>>

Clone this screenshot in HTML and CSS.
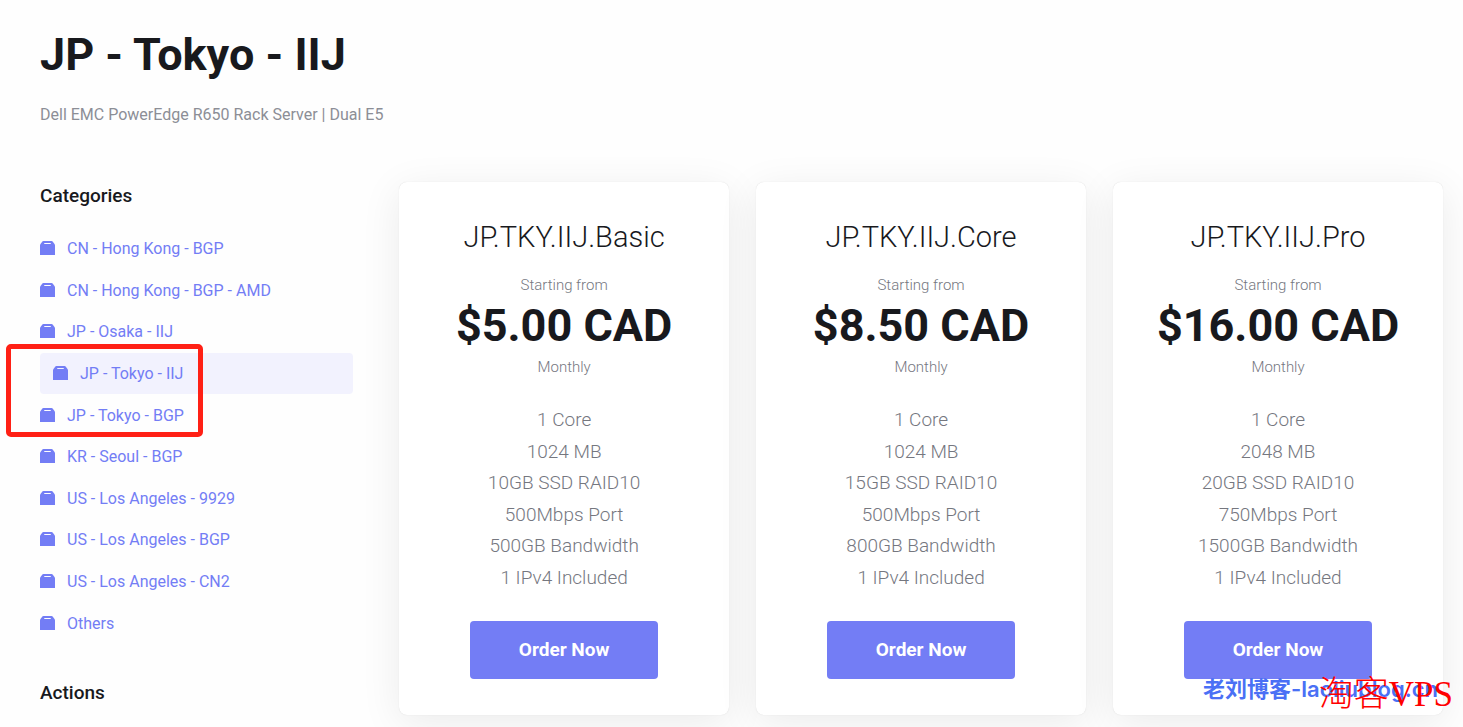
FILE: index.html
```
<!DOCTYPE html>
<html lang="en">
<head>
  <meta charset="UTF-8"/>
  <meta name="viewport" content="width=device-width,initial-scale=1.0"/>
  <title>JP - Tokyo - IIJ</title>
  <link rel="stylesheet" href="styles.css">
</head>
<body>

<svg class="sprite" aria-hidden="true">
  <symbol id="box" viewBox="0 0 15 14">
    <path fill-rule="evenodd" d="M3.500 0h8Q12.500 0 13 1l1.500 2q.5.700.5 1.500V14H0V4.500Q0 3.700.5 3L2 1Q2.500 0 3.500 0zM4.500 2L4 3h7l-.5-1z"/>
  </symbol>
</svg>

<header class="page-header">
  <h1>JP - Tokyo - IIJ</h1>
  <p>Dell EMC PowerEdge R650 Rack Server | Dual E5</p>
</header>

<div class="layout">
  <aside class="sidebar">
    <h2>Categories</h2>
    <nav class="category-nav">
      <ul class="categories">
        <li><a href="#"><svg><use href="#box"/></svg>CN - Hong Kong - BGP</a></li>
        <li><a href="#"><svg><use href="#box"/></svg>CN - Hong Kong - BGP - AMD</a></li>
        <li><a href="#"><svg><use href="#box"/></svg>JP - Osaka - IIJ</a></li>
        <li><a href="#" class="active"><svg><use href="#box"/></svg>JP - Tokyo - IIJ</a></li>
        <li><a href="#"><svg><use href="#box"/></svg>JP - Tokyo - BGP</a></li>
        <li><a href="#"><svg><use href="#box"/></svg>KR - Seoul - BGP</a></li>
        <li><a href="#"><svg><use href="#box"/></svg>US - Los Angeles - 9929</a></li>
        <li><a href="#"><svg><use href="#box"/></svg>US - Los Angeles - BGP</a></li>
        <li><a href="#"><svg><use href="#box"/></svg>US - Los Angeles - CN2</a></li>
        <li><a href="#"><svg><use href="#box"/></svg>Others</a></li>
      </ul>
      <div class="highlight"></div>
    </nav>
    <h2>Actions</h2>
  </aside>

  <main class="plans">
    <section class="plan">
      <h3>JP.TKY.IIJ.Basic</h3>
      <span class="note">Starting from</span>
      <strong class="price">$5.00 CAD</strong>
      <span class="note">Monthly</span>
      <ul class="features">
        <li>1 Core</li>
        <li>1024 MB</li>
        <li>10GB SSD RAID10</li>
        <li>500Mbps Port</li>
        <li>500GB Bandwidth</li>
        <li>1 IPv4 Included</li>
      </ul>
      <button type="button">Order Now</button>
    </section>

    <section class="plan">
      <h3>JP.TKY.IIJ.Core</h3>
      <span class="note">Starting from</span>
      <strong class="price">$8.50 CAD</strong>
      <span class="note">Monthly</span>
      <ul class="features">
        <li>1 Core</li>
        <li>1024 MB</li>
        <li>15GB SSD RAID10</li>
        <li>500Mbps Port</li>
        <li>800GB Bandwidth</li>
        <li>1 IPv4 Included</li>
      </ul>
      <button type="button">Order Now</button>
    </section>

    <section class="plan">
      <h3>JP.TKY.IIJ.Pro</h3>
      <span class="note">Starting from</span>
      <strong class="price">$16.00 CAD</strong>
      <span class="note">Monthly</span>
      <ul class="features">
        <li>1 Core</li>
        <li>2048 MB</li>
        <li>20GB SSD RAID10</li>
        <li>750Mbps Port</li>
        <li>1500GB Bandwidth</li>
        <li>1 IPv4 Included</li>
      </ul>
      <button type="button">Order Now</button>
    </section>
  </main>
</div>

<div class="watermark watermark-blue" lang="zh">老刘博客-laoliublog.cn</div>
<div class="watermark watermark-red" lang="zh">淘客VPS</div>

</body>
</html>
```
FILE: styles.css
```
* {
  margin: 0;
  padding: 0;
  box-sizing: border-box;
}

body {
  position: relative;
  min-height: 100vh;
  padding: 25px 20px 12px 40px;
  font-family: Roboto, "Noto Sans", sans-serif;
  font-size: 16px;
  background: #fefefe;
  color: #18191d;
}

ul {
  list-style: none;
}

.sprite {
  display: none;
}

.page-header {
  margin-bottom: 55px;
}

.page-header h1 {
  font-size: 45px;
  line-height: 60px;
  font-weight: 700;
  margin-bottom: 18px;
}

.page-header p {
  line-height: 24px;
  color: #8c8e96;
}

.layout {
  display: grid;
  grid-template-columns: 3fr 10fr;
  gap: 46px;
}

/* sidebar */
.sidebar h2 {
  font-size: 19px;
  line-height: 28px;
  font-weight: 500;
}

.category-nav {
  position: relative;
  margin: 18px 0 35px;
}

.categories {
  display: grid;
  grid-auto-rows: 1fr;
  min-height: 416px;
}

.categories a {
  display: flex;
  align-items: center;
  gap: 12px;
  height: 100%;
  border-radius: 4px;
  color: #737df5;
  text-decoration: none;
}

.categories a.active {
  padding-left: 13px;
  background: #f2f2fe;
}

.categories svg {
  width: 15px;
  height: 14px;
  margin-bottom: 1px;
  fill: #737df5;
}

.highlight {
  position: absolute;
  top: 116px;
  left: -34px;
  width: 197px;
  height: 93px;
  border: 5px solid #ff2015;
  border-radius: 5px;
}

/* plans */
.plans {
  display: grid;
  grid-template-columns: repeat(3, 1fr);
  align-items: start;
  gap: 27px;
}

.plan {
  display: flex;
  flex-direction: column;
  align-items: center;
  padding: 36px 24px;
  border-radius: 8px;
  background: #fff;
  box-shadow: 0 0 1px rgba(0, 0, 0, 0.15), 0 8px 40px rgba(0, 0, 0, 0.08);
  text-align: center;
}

.plan h3 {
  font-size: 29px;
  line-height: 38px;
  font-weight: 300;
  margin-bottom: 17px;
}

.note {
  font-size: 15px;
  line-height: 24px;
  font-weight: 300;
  color: #75777f;
}

.price {
  font-size: 45px;
  line-height: 58px;
  font-weight: 700;
}

.features {
  display: grid;
  grid-auto-rows: 1fr;
  min-height: 189px;
  margin: 25px 0 28px;
  font-size: 19px;
  line-height: 31px;
  font-weight: 300;
  color: #75777f;
}

.plan button {
  padding: 15px 49px;
  border: none;
  border-radius: 4px;
  background: #737df5;
  color: #fff;
  font-family: inherit;
  font-size: 19px;
  line-height: 28px;
  font-weight: 700;
  cursor: pointer;
}

/* watermarks */
.watermark {
  position: absolute;
  white-space: nowrap;
}

.watermark-blue {
  right: 25px;
  bottom: 22px;
  font-family: Inter, "Noto Sans CJK SC", sans-serif;
  font-size: 22px;
  line-height: 32px;
  font-weight: 600;
  color: #4a70f5;
}

.watermark-red {
  right: 10px;
  bottom: 12px;
  font-family: "Liberation Serif", "Noto Sans CJK SC", serif;
  font-size: 35px;
  line-height: 40px;
  font-weight: 300;
  color: #f00;
}
```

<<

# PROBLEM STATEMENT
Transcribe all the data word for word; the images stay out.

# TASK RESULT
Clone this screenshot in HTML and CSS.
FILE: index.html
```
<!DOCTYPE html>
<html lang="en">
<head>
  <meta charset="UTF-8"/>
  <meta name="viewport" content="width=device-width,initial-scale=1.0"/>
  <title>JP - Tokyo - IIJ</title>
  <link rel="stylesheet" href="styles.css">
</head>
<body>

<svg class="sprite" aria-hidden="true">
  <symbol id="box" viewBox="0 0 15 14">
    <path fill-rule="evenodd" d="M3.500 0h8Q12.500 0 13 1l1.500 2q.5.700.5 1.500V14H0V4.500Q0 3.700.5 3L2 1Q2.500 0 3.500 0zM4.500 2L4 3h7l-.5-1z"/>
  </symbol>
</svg>

<header class="page-header">
  <h1>JP - Tokyo - IIJ</h1>
  <p>Dell EMC PowerEdge R650 Rack Server | Dual E5</p>
</header>

<div class="layout">
  <aside class="sidebar">
    <h2>Categories</h2>
    <nav class="category-nav">
      <ul class="categories">
        <li><a href="#"><svg><use href="#box"/></svg>CN - Hong Kong - BGP</a></li>
        <li><a href="#"><svg><use href="#box"/></svg>CN - Hong Kong - BGP - AMD</a></li>
        <li><a href="#"><svg><use href="#box"/></svg>JP - Osaka - IIJ</a></li>
        <li><a href="#" class="active"><svg><use href="#box"/></svg>JP - Tokyo - IIJ</a></li>
        <li><a href="#"><svg><use href="#box"/></svg>JP - Tokyo - BGP</a></li>
        <li><a href="#"><svg><use href="#box"/></svg>KR - Seoul - BGP</a></li>
        <li><a href="#"><svg><use href="#box"/></svg>US - Los Angeles - 9929</a></li>
        <li><a href="#"><svg><use href="#box"/></svg>US - Los Angeles - BGP</a></li>
        <li><a href="#"><svg><use href="#box"/></svg>US - Los Angeles - CN2</a></li>
        <li><a href="#"><svg><use href="#box"/></svg>Others</a></li>
      </ul>
      <div class="highlight"></div>
    </nav>
    <h2>Actions</h2>
  </aside>

  <main class="plans">
    <section class="plan">
      <h3>JP.TKY.IIJ.Basic</h3>
      <span class="note">Starting from</span>
      <strong class="price">$5.00 CAD</strong>
      <span class="note">Monthly</span>
      <ul class="features">
        <li>1 Core</li>
        <li>1024 MB</li>
        <li>10GB SSD RAID10</li>
        <li>500Mbps Port</li>
        <li>500GB Bandwidth</li>
        <li>1 IPv4 Included</li>
      </ul>
      <button type="button">Order Now</button>
    </section>

    <section class="plan">
      <h3>JP.TKY.IIJ.Core</h3>
      <span class="note">Starting from</span>
      <strong class="price">$8.50 CAD</strong>
      <span class="note">Monthly</span>
      <ul class="features">
        <li>1 Core</li>
        <li>1024 MB</li>
        <li>15GB SSD RAID10</li>
        <li>500Mbps Port</li>
        <li>800GB Bandwidth</li>
        <li>1 IPv4 Included</li>
      </ul>
      <button type="button">Order Now</button>
    </section>

    <section class="plan">
      <h3>JP.TKY.IIJ.Pro</h3>
      <span class="note">Starting from</span>
      <strong class="price">$16.00 CAD</strong>
      <span class="note">Monthly</span>
      <ul class="features">
        <li>1 Core</li>
        <li>2048 MB</li>
        <li>20GB SSD RAID10</li>
        <li>750Mbps Port</li>
        <li>1500GB Bandwidth</li>
        <li>1 IPv4 Included</li>
      </ul>
      <button type="button">Order Now</button>
    </section>
  </main>
</div>

<div class="watermark watermark-blue" lang="zh">老刘博客-laoliublog.cn</div>
<div class="watermark watermark-red" lang="zh">淘客VPS</div>

</body>
</html>
```
FILE: styles.css
```
* {
  margin: 0;
  padding: 0;
  box-sizing: border-box;
}

body {
  position: relative;
  min-height: 100vh;
  padding: 25px 20px 12px 40px;
  font-family: Roboto, "Noto Sans", sans-serif;
  font-size: 16px;
  background: #fefefe;
  color: #18191d;
}

ul {
  list-style: none;
}

.sprite {
  display: none;
}

.page-header {
  margin-bottom: 55px;
}

.page-header h1 {
  font-size: 45px;
  line-height: 60px;
  font-weight: 700;
  margin-bottom: 18px;
}

.page-header p {
  line-height: 24px;
  color: #8c8e96;
}

.layout {
  display: grid;
  grid-template-columns: 3fr 10fr;
  gap: 46px;
}

/* sidebar */
.sidebar h2 {
  font-size: 19px;
  line-height: 28px;
  font-weight: 500;
}

.category-nav {
  position: relative;
  margin: 18px 0 35px;
}

.categories {
  display: grid;
  grid-auto-rows: 1fr;
  min-height: 416px;
}

.categories a {
  display: flex;
  align-items: center;
  gap: 12px;
  height: 100%;
  border-radius: 4px;
  color: #737df5;
  text-decoration: none;
}

.categories a.active {
  padding-left: 13px;
  background: #f2f2fe;
}

.categories svg {
  width: 15px;
  height: 14px;
  margin-bottom: 1px;
  fill: #737df5;
}

.highlight {
  position: absolute;
  top: 116px;
  left: -34px;
  width: 197px;
  height: 93px;
  border: 5px solid #ff2015;
  border-radius: 5px;
}

/* plans */
.plans {
  display: grid;
  grid-template-columns: repeat(3, 1fr);
  align-items: start;
  gap: 27px;
}

.plan {
  display: flex;
  flex-direction: column;
  align-items: center;
  padding: 36px 24px;
  border-radius: 8px;
  background: #fff;
  box-shadow: 0 0 1px rgba(0, 0, 0, 0.15), 0 8px 40px rgba(0, 0, 0, 0.08);
  text-align: center;
}

.plan h3 {
  font-size: 29px;
  line-height: 38px;
  font-weight: 300;
  margin-bottom: 17px;
}

.note {
  font-size: 15px;
  line-height: 24px;
  font-weight: 300;
  color: #75777f;
}

.price {
  font-size: 45px;
  line-height: 58px;
  font-weight: 700;
}

.features {
  display: grid;
  grid-auto-rows: 1fr;
  min-height: 189px;
  margin: 25px 0 28px;
  font-size: 19px;
  line-height: 31px;
  font-weight: 300;
  color: #75777f;
}

.plan button {
  padding: 15px 49px;
  border: none;
  border-radius: 4px;
  background: #737df5;
  color: #fff;
  font-family: inherit;
  font-size: 19px;
  line-height: 28px;
  font-weight: 700;
  cursor: pointer;
}

/* watermarks */
.watermark {
  position: absolute;
  white-space: nowrap;
}

.watermark-blue {
  right: 25px;
  bottom: 22px;
  font-family: Inter, "Noto Sans CJK SC", sans-serif;
  font-size: 22px;
  line-height: 32px;
  font-weight: 600;
  color: #4a70f5;
}

.watermark-red {
  right: 10px;
  bottom: 12px;
  font-family: "Liberation Serif", "Noto Sans CJK SC", serif;
  font-size: 35px;
  line-height: 40px;
  font-weight: 300;
  color: #f00;
}
```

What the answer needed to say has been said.